Quote 31
"There were moments when one's past came back to one, as it will sometimes when you have not a moment to spare for yourself; but it came in the shape of an unrestful and noisy dream, remembered with wonder amongst the overwhelming realities of this strange world of plants, and water, and silence." (2.5)
In the weird, prehistoric world of the interior, Marlow’s own past comes flashing back to him. Though one would expect this to give him reassurance, to help him remember who he is and remain sane, it does quite the opposite. For the memories come back not as he remembers them, but wrapped in the unfamiliar disguise of an "unrestful and noisy dream." Thus, even one’s own memories become alien and unfamiliar in the reality-warping interior.
Quote 32
"I don't think a single one of them had any clear idea of time, as we at the end of countless ages have. They still belonged to the beginnings of time […]." (2.14)
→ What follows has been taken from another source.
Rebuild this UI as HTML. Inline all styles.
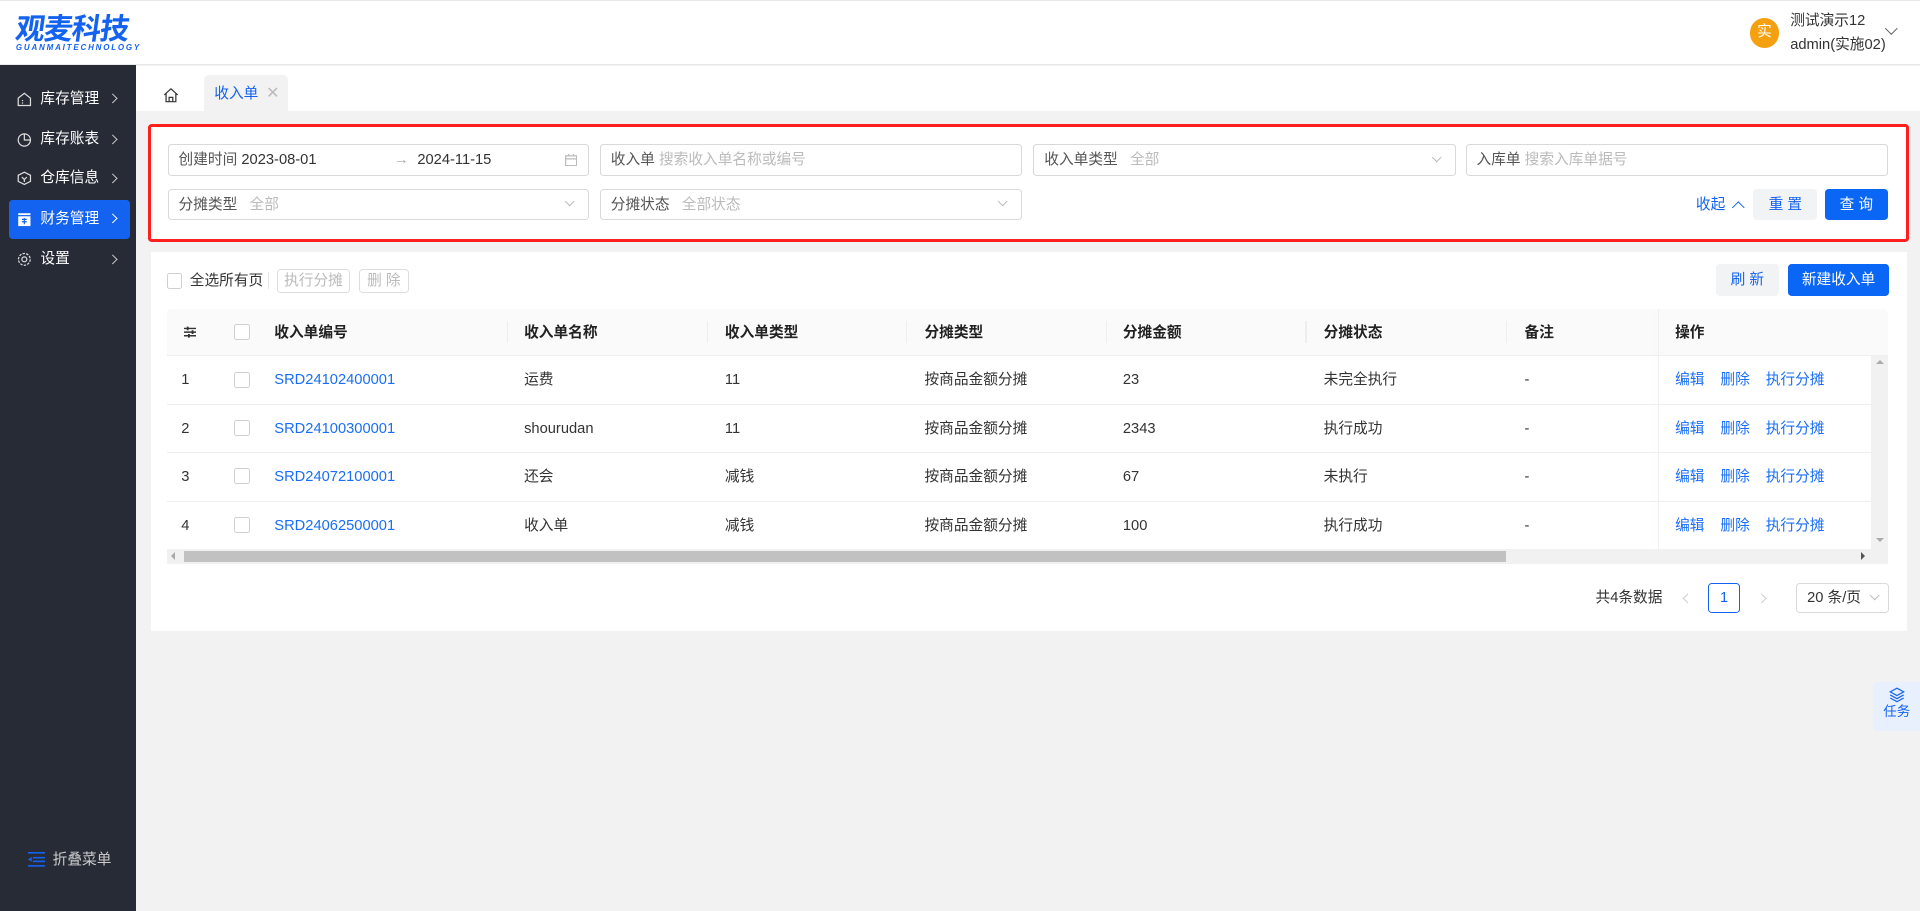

Marlow observes that the native Africans’ concept of time is far different from the linear European one. However, he is arrogant about it and assumes that they have no concept of time whatsoever, never entertaining the thought that theirs might simply be different.
Quote 33
"[…] the memory of that time itself lingers around me, impalpable, like a dying vibration of one immense jabber, silly, atrocious, sordid, savage, or simply mean, without any kind of sense." (2.27)
In the present, Marlow comments that the memory of his journey up the Congo remains with him, as if he is constantly caught in that journey and cannot break free of it.